Only those used items considered prone to theft are included in the ordinance, and until June that meant audio-video equipment, cameras, computer hardware, watches, coins, and certain types of jewelry. Schulter introduced his amendment after receiving a letter from Lieutenant Lee Epplen of the 19th Precinct stating that in more than 80 percent of burglaries in the city CDs and DVDs were taken.
….But the new legal demands are more invasive, and, in the age of identity theft, disturbing to patrons. According to Felten, many customers who have come into his shop to trade in or sell used CDs have decided not to when asked for a social security number.

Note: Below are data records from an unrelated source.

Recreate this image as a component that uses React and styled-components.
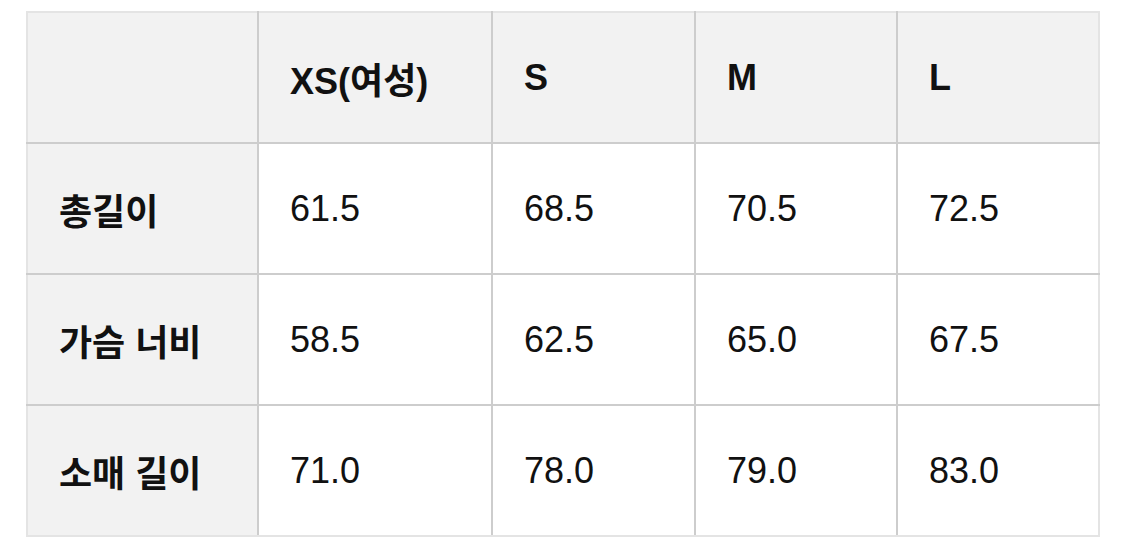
import React from 'react';
import styled, { createGlobalStyle } from 'styled-components';

const GlobalStyle = createGlobalStyle`
  body {
    margin: 0;
    background: #ffffff;
    font-family: "Liberation Sans", "Noto Sans CJK KR", sans-serif;
    color: #111111;
  }
`;

const Page = styled.div`
  padding: 11px 0 0 26px;
`;

const SizeTable = styled.table`
  border-collapse: collapse;
  table-layout: fixed;
  width: 1072px;
`;

const Row = styled.tr`
  height: 131px;

  &:first-child > * {
    border-top-color: #e4e4e4;
  }
  &:last-child > * {
    border-bottom-color: #e4e4e4;
  }
`;

const Cell = styled.td`
  border: 2px solid #cdcdcd;
  padding: 0 0 0 31px;
  font-size: 36px;
  font-weight: ${(p) => (p.$head ? 700 : 400)};
  background: ${(p) => (p.$head ? '#f2f2f2' : '#ffffff')};
  text-align: left;
  vertical-align: middle;
  white-space: nowrap;

  &:first-child {
    border-left-color: #e4e4e4;
  }
  &:last-child {
    border-right-color: #e4e4e4;
  }
`;

const sizes = ['XS(여성)', 'S', 'M', 'L'];

const rows = [
  { label: '총길이', values: ['61.5', '68.5', '70.5', '72.5'] },
  { label: '가슴 너비', values: ['58.5', '62.5', '65.0', '67.5'] },
  { label: '소매 길이', values: ['71.0', '78.0', '79.0', '83.0'] }
];

const widths = [231, 234, 203, 202, 202];

export default function App() {
  return (
    <Page>
      <GlobalStyle />
      <SizeTable>
        <colgroup>
          {widths.map((w, i) => (
            <col key={i} style={{ width: w }} />
          ))}
        </colgroup>
        <tbody>
          <Row>
            <Cell $head />
            {sizes.map((s) => (
              <Cell key={s} $head>
                {s}
              </Cell>
            ))}
          </Row>
          {rows.map((r) => (
            <Row key={r.label}>
              <Cell $head>{r.label}</Cell>
              {r.values.map((v, i) => (
                <Cell key={i}>{v}</Cell>
              ))}
            </Row>
          ))}
        </tbody>
      </SizeTable>
    </Page>
  );
}
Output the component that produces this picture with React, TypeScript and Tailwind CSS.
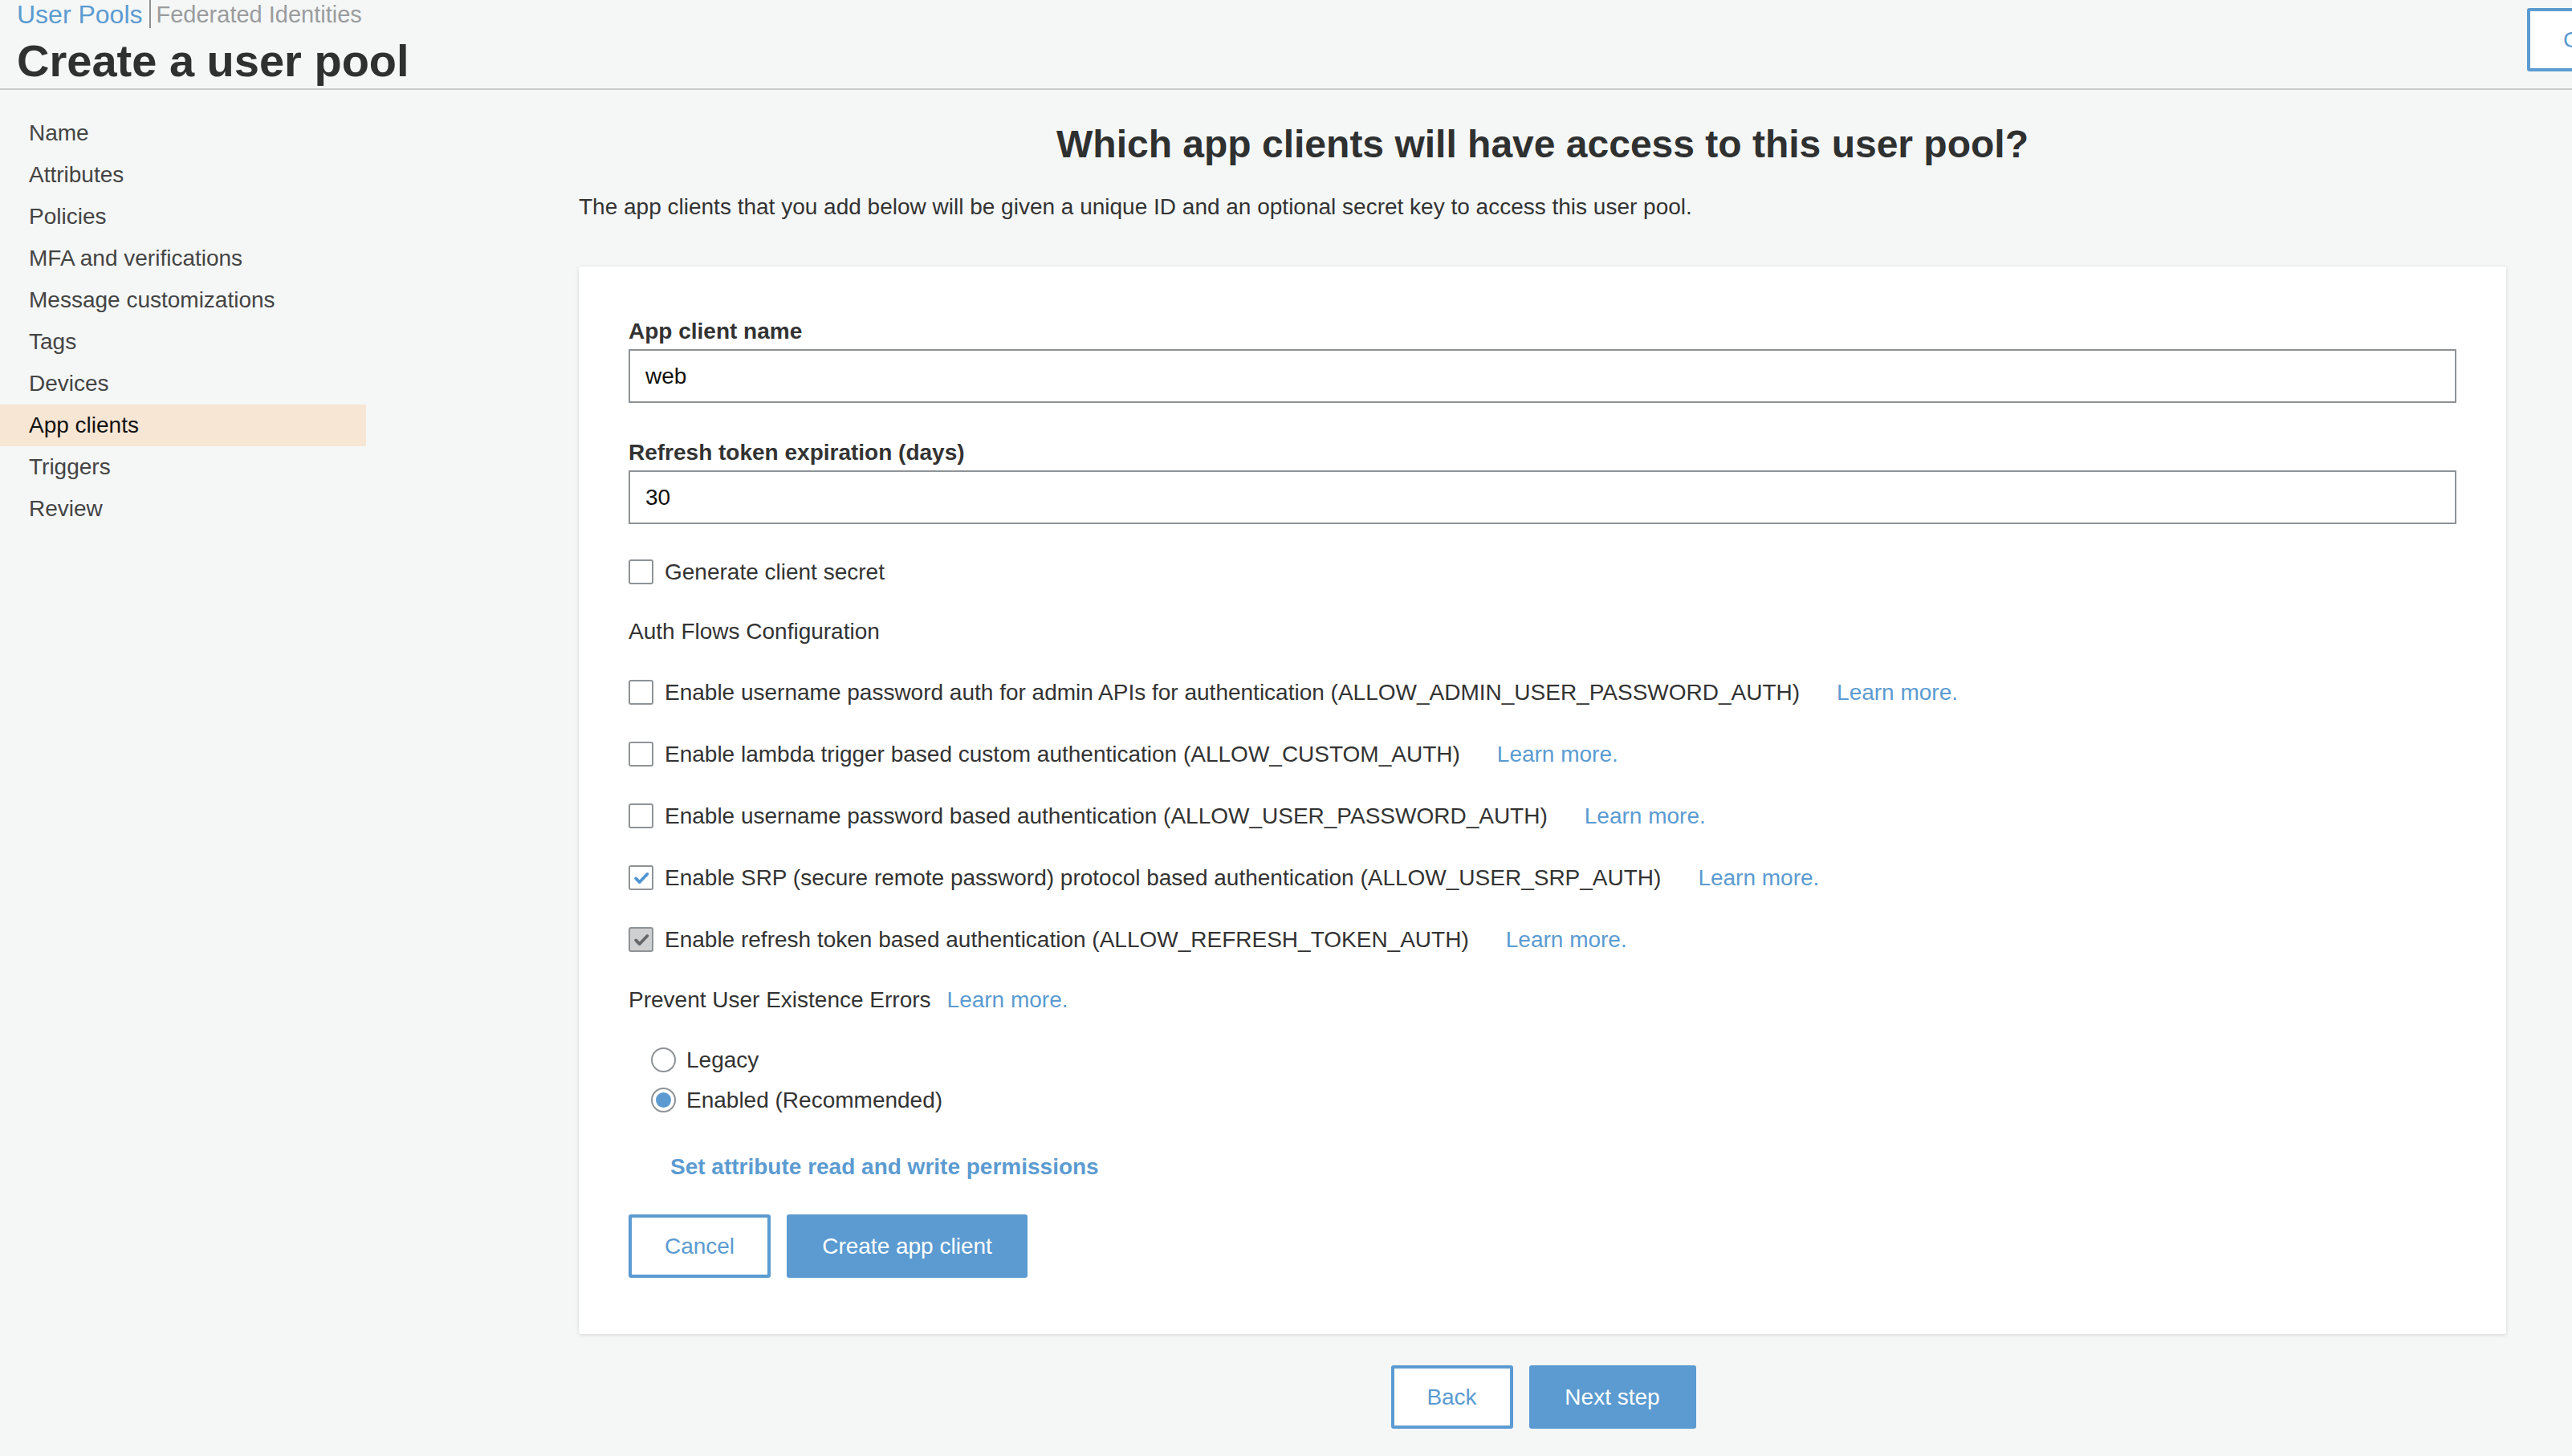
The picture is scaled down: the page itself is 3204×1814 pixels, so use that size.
import React from "react";

function Check({ color }: { color: string }) {
  return (
    <svg width="22" height="22" viewBox="0 0 24 24" fill="none">
      <path d="M4.5 12.5l5 5L20 6.5" stroke={color} strokeWidth="4.2" strokeLinecap="round" strokeLinejoin="round" />
    </svg>
  );
}

function Checkbox({ state }: { state: "off" | "on" | "disabled" }) {
  if (state === "on") {
    return (
      <span className="flex h-[31px] w-[31px] shrink-0 items-center justify-center rounded-[3px] border-2 border-[#8e9397] bg-white">
        <Check color="#4f95d3" />
      </span>
    );
  }
  if (state === "disabled") {
    return (
      <span className="flex h-[31px] w-[31px] shrink-0 items-center justify-center rounded-[3px] border-2 border-[#8e9397] bg-[#cfd0d1]">
        <Check color="#64686b" />
      </span>
    );
  }
  return <span className="block h-[31px] w-[31px] shrink-0 rounded-[3px] border-2 border-[#8e9397] bg-white" />;
}

function Radio({ on }: { on?: boolean }) {
  return (
    <span className="flex h-[31px] w-[31px] shrink-0 items-center justify-center rounded-full border-2 border-[#8e9397] bg-white">
      {on ? <span className="block h-[19px] w-[19px] rounded-full bg-[#5b9bd1]" /> : null}
    </span>
  );
}

const navItems = [
  "Name",
  "Attributes",
  "Policies",
  "MFA and verifications",
  "Message customizations",
  "Tags",
  "Devices",
  "App clients",
  "Triggers",
  "Review",
];

const flows: { text: string; state: "off" | "on" | "disabled" }[] = [
  { text: "Enable username password auth for admin APIs for authentication (ALLOW_ADMIN_USER_PASSWORD_AUTH)", state: "off" },
  { text: "Enable lambda trigger based custom authentication (ALLOW_CUSTOM_AUTH)", state: "off" },
  { text: "Enable username password based authentication (ALLOW_USER_PASSWORD_AUTH)", state: "off" },
  { text: "Enable SRP (secure remote password) protocol based authentication (ALLOW_USER_SRP_AUTH)", state: "on" },
  { text: "Enable refresh token based authentication (ALLOW_REFRESH_TOKEN_AUTH)", state: "disabled" },
];

export default function App() {
  return (
    <div className="min-h-[1814px] w-[3204px] overflow-hidden bg-[#f5f7f7] font-['Liberation_Sans','Helvetica_Neue',Arial,sans-serif] text-[#333333]">
      {/* Header */}
      <header className="flex h-[112px] justify-between border-b-2 border-[#cccccc]">
        <div className="pl-[21px]">
          <div className="flex items-center leading-[36px]">
            <span className="text-[32px] text-[#5b9bd1]">User Pools</span>
            <span className="ml-[8px] mr-[7px] block h-[35px] w-[2px] self-start bg-[#8f8f8f]" />
            <span className="text-[29px] text-[#9a9c9d]">Federated Identities</span>
          </div>
          <h1 className="mt-[8px] text-[56px] font-bold leading-[64px] text-[#2f3030]">Create a user pool</h1>
        </div>
        <div className="w-[56px] overflow-hidden pt-[10px]">
          <div className="flex h-[79px] w-[177px] items-center rounded-[3px] border-4 border-[#5b9bd1] bg-white pl-[41px] text-[28px] text-[#5b9bd1]">
            Cancel
          </div>
        </div>
      </header>

      <div className="flex">
        {/* Sidebar */}
        <aside className="w-[456px] shrink-0 pt-[28px]">
          {navItems.map((item) => (
            <div
              key={item}
              className={
                item === "App clients"
                  ? "h-[52px] bg-[#f7e6d4] pl-[36px] text-[28px] leading-[52px] text-[#111111]"
                  : "h-[52px] pl-[36px] text-[28px] leading-[52px] text-[#444444]"
              }
            >
              {item}
            </div>
          ))}
        </aside>

        {/* Main */}
        <main className="ml-[265px] w-[2401px] shrink-0 pt-[40px]">
          <h2 className="text-center text-[48px] font-bold leading-[56px] text-[#2f3030]">
            Which app clients will have access to this user pool?
          </h2>
          <p className="mt-[32px] text-[28px] leading-[36px] text-[#333333]">
            The app clients that you add below will be given a unique ID and an optional secret key to access this user pool.
          </p>

          <div className="mt-[56px] rounded-[3px] bg-white px-[62px] pb-[70px] pt-[63px] shadow-[0_1px_5px_rgba(0,0,0,0.14)]">
            <div className="mb-[4px] text-[28px] font-bold leading-[36px] text-[#333333]">App client name</div>
            <div className="flex h-[67px] items-center border-2 border-[#8e9397] bg-white px-[19px] text-[28px] text-[#111111]">
              web
            </div>

            <div className="mb-[4px] mt-[44px] text-[28px] font-bold leading-[36px] text-[#333333]">
              Refresh token expiration (days)
            </div>
            <div className="flex h-[67px] items-center border-2 border-[#8e9397] bg-white px-[19px] text-[28px] text-[#111111]">
              30
            </div>

            <div className="mt-[44px] flex h-[31px] items-center">
              <Checkbox state="off" />
              <span className="ml-[14px] text-[28px] leading-[36px]">Generate client secret</span>
            </div>

            <div className="mt-[41px] text-[28px] leading-[36px]">Auth Flows Configuration</div>

            <div className="mt-[42px] flex flex-col gap-[46px]">
              {flows.map((f) => (
                <div key={f.text} className="flex h-[31px] items-center">
                  <Checkbox state={f.state} />
                  <span className="ml-[14px] text-[28px] leading-[36px]">{f.text}</span>
                  <span className="ml-[46px] text-[28px] leading-[36px] text-[#5b9bd1]">Learn more.</span>
                </div>
              ))}
            </div>

            <div className="mt-[42px] flex text-[28px] leading-[36px]">
              <span>Prevent User Existence Errors</span>
              <span className="ml-[20px] text-[#5b9bd1]">Learn more.</span>
            </div>

            <div className="mt-[41px] flex flex-col gap-[19px] pl-[28px]">
              <div className="flex h-[31px] items-center">
                <Radio />
                <span className="ml-[13px] text-[28px] leading-[36px]">Legacy</span>
              </div>
              <div className="flex h-[31px] items-center">
                <Radio on />
                <span className="ml-[13px] text-[28px] leading-[36px]">Enabled (Recommended)</span>
              </div>
            </div>

            <div className="mt-[50px] pl-[52px] text-[28px] font-bold leading-[36px] text-[#5b9bd1]">
              Set attribute read and write permissions
            </div>

            <div className="mt-[41px] flex gap-[20px]">
              <div className="flex h-[79px] w-[177px] items-center justify-center rounded-[3px] border-4 border-[#5b9bd1] bg-white text-[28px] text-[#5b9bd1]">
                Cancel
              </div>
              <div className="flex h-[79px] w-[300px] items-center justify-center rounded-[3px] bg-[#5b9bd1] text-[28px] text-white">
                Create app client
              </div>
            </div>
          </div>

          <div className="mt-[39px] flex justify-center gap-[20px] pl-[2px]">
            <div className="flex h-[79px] w-[152px] items-center justify-center rounded-[3px] border-4 border-[#5b9bd1] bg-white text-[28px] text-[#5b9bd1]">
              Back
            </div>
            <div className="flex h-[79px] w-[208px] items-center justify-center rounded-[3px] bg-[#5b9bd1] text-[28px] text-white">
              Next step
            </div>
          </div>
        </main>
      </div>
    </div>
  );
}
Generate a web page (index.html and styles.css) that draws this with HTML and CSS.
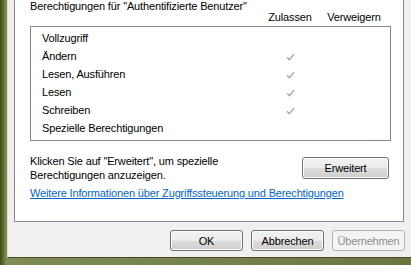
FILE: index.html
```html
<!DOCTYPE html>
<html lang="de">
<head>
  <meta charset="UTF-8" />
  <meta name="viewport" content="width=device-width, initial-scale=1.0" />
  <title>Eigenschaften | Sicherheit</title>
  <link rel="stylesheet" href="styles.css">
</head>
<body>
  <div class="window">
    <div class="tab-page">
      <div class="group-title">Berechtigungen für "Authentifizierte Benutzer"</div>
      <div class="perm-head">
        <span></span>
        <span>Zulassen</span>
        <span>Verweigern</span>
      </div>

      <div class="perm-list">
        <div class="perm-row"><span>Vollzugriff</span><span></span><span></span></div>
        <div class="perm-row"><span>Ändern</span><span class="check"><svg width="9" height="8" viewBox="0 0 9 8"><path d="M1 4.2 L3.4 6.6 L8 1.2" /></svg></span><span></span></div>
        <div class="perm-row"><span>Lesen, Ausführen</span><span class="check"><svg width="9" height="8" viewBox="0 0 9 8"><path d="M1 4.2 L3.4 6.6 L8 1.2" /></svg></span><span></span></div>
        <div class="perm-row"><span>Lesen</span><span class="check"><svg width="9" height="8" viewBox="0 0 9 8"><path d="M1 4.2 L3.4 6.6 L8 1.2" /></svg></span><span></span></div>
        <div class="perm-row"><span>Schreiben</span><span class="check"><svg width="9" height="8" viewBox="0 0 9 8"><path d="M1 4.2 L3.4 6.6 L8 1.2" /></svg></span><span></span></div>
        <div class="perm-row"><span>Spezielle Berechtigungen</span><span></span><span></span></div>
      </div>

      <div class="advanced">
        <p>Klicken Sie auf "Erweitert", um spezielle<br>Berechtigungen anzuzeigen.</p>
        <button class="btn btn-wide">Erweitert</button>
      </div>

      <a class="help-link" href="#">Weitere Informationen über Zugriffssteuerung und Berechtigungen</a>
    </div>

    <!-- Dialog-Schaltflächen -->
    <div class="dialog-buttons">
      <button class="btn">OK</button>
      <button class="btn">Abbrechen</button>
      <button class="btn" disabled>Übernehmen</button>
    </div>
  </div>
</body>
</html>
```

FILE: styles.css
```css
body {
  margin: 0;
  height: 265px;
  overflow: hidden;
  background: linear-gradient(to right, #3f4b1c 0, #5c6a2e 3px, #7f8d55 6px, #6a7642 100%);
  font-family: "Liberation Sans", Arial, sans-serif;
  font-size: 11px;
  letter-spacing: -0.15px;
  color: #000;
}

.window {
  box-sizing: border-box;
  height: 258px;
  margin-left: 7px;
  padding: 0 7px 0 6px;
  background: #f0f0f0;
  border-left: 1px solid #d9ded0;
  border-bottom: 1px solid #444a26;
  overflow: hidden;
}

.tab-page {
  margin-top: -1px;
  padding: 0 12px 21px 15px;
  background: #fff;
  border: 1px solid #898c95;
}

.group-title {
  padding-top: 1px;
  line-height: 10px;
}

.perm-head,
.perm-row {
  display: grid;
  grid-template-columns: 1fr 64px 64px;
}

.perm-head {
  line-height: 13px;
  padding-right: 5px;
}

.perm-head span,
.perm-row .check {
  text-align: center;
}

.perm-list {
  margin-top: 2px;
  padding: 2px 4px 3px 11px;
  border: 1px solid #828790;
}

.perm-row {
  line-height: 18px;
}

.check svg {
  vertical-align: -1px;
}

.check path {
  fill: none;
  stroke: #a9a9a9;
  stroke-width: 1.4;
}

.advanced {
  display: flex;
  justify-content: space-between;
  align-items: flex-start;
  margin-top: 13px;
}

.advanced p {
  margin: 0;
  line-height: 14px;
}

.help-link {
  display: block;
  width: fit-content;
  margin-top: 5px;
  line-height: 13px;
  color: #0066cc;
  text-decoration: underline;
}

.dialog-buttons {
  display: flex;
  justify-content: flex-end;
  gap: 8px;
  margin-top: 8px;
  margin-right: -1px;
}

.btn {
  width: 73px;
  height: 21px;
  padding: 0;
  font: inherit;
  letter-spacing: inherit;
  color: #000;
  border: 1px solid #707070;
  border-radius: 3px;
  background: linear-gradient(#f2f2f2 0, #ebebeb 50%, #dddddd 50%, #cfcfcf 100%);
  box-shadow: inset 0 0 0 1px #fcfcfc;
}

.btn-wide {
  width: 87px;
  height: 22px;
  margin: 3px 2px 0 0;
}

.btn:disabled {
  color: #8d8d8d;
  border-color: #adb2b5;
  background: #f4f4f4;
  box-shadow: none;
}
```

Such concerns are at the heart of the lawsuit Second Hand Tunes has filed against the city in district court. Represented by the firm of Horowitz and Weinstein, the chain is basing its suit on First and Fourth Amendment issues. “If you look at the other used items listed in the statute, none of them are items of speech and expression, as CDs and DVDs are,” says the chain’s attorney, Paul Horowitz. “Regulating items of speech and expression is a violation of First Amendment rights.” As Second Hand Tunes owner Johnny Balmer puts it, “The city of Chicago has no right to document my customers’ listening habits.”
….The existence of many independent CD stores is already precarious — more than three dozen in the Chicago area have gone out of business in the last decade. Unlike large chains, independent stores can’t buy direct from manufacturers and must pay between $1.50 and $3 more per disc to get them from middlemen. They certainly can’t sell new releases as loss leaders at $9.99, as Best Buy does. Balmer says he can price new CDs no higher than $14.99 to $15.99 if he wants to stay competitive with national chain stores, for a profit margin of roughly 20 percent.
Used CDs offer a similar profit per disc (about $3 to $4), but cost considerably less to stock — the average profit margin on a used disc is 50 to 60 percent. Besides, Best Buy and Borders don’t carry them at any price. Many independent shops rely heavily on used CDs to stay in business: Dead Wax in North Center is a 100 percent used operation, Second Hand Tunes does 95 percent of its business in used items, and the Record Emporium sells about half-and-half.
Another case of the law of unintended consequences – I’m sure it was not the intent of the framers of the city ordinance to shut down used CD/record stores, but that may be the result.
Another, unmentioned element in this dynamic is the role that promo copies of CDs play in the income of label, promo/PR, and radio employees, as well as writers, many of whom routinely trade in sealed promo copies for cash. Where do you think those brand new, unopened promos come from?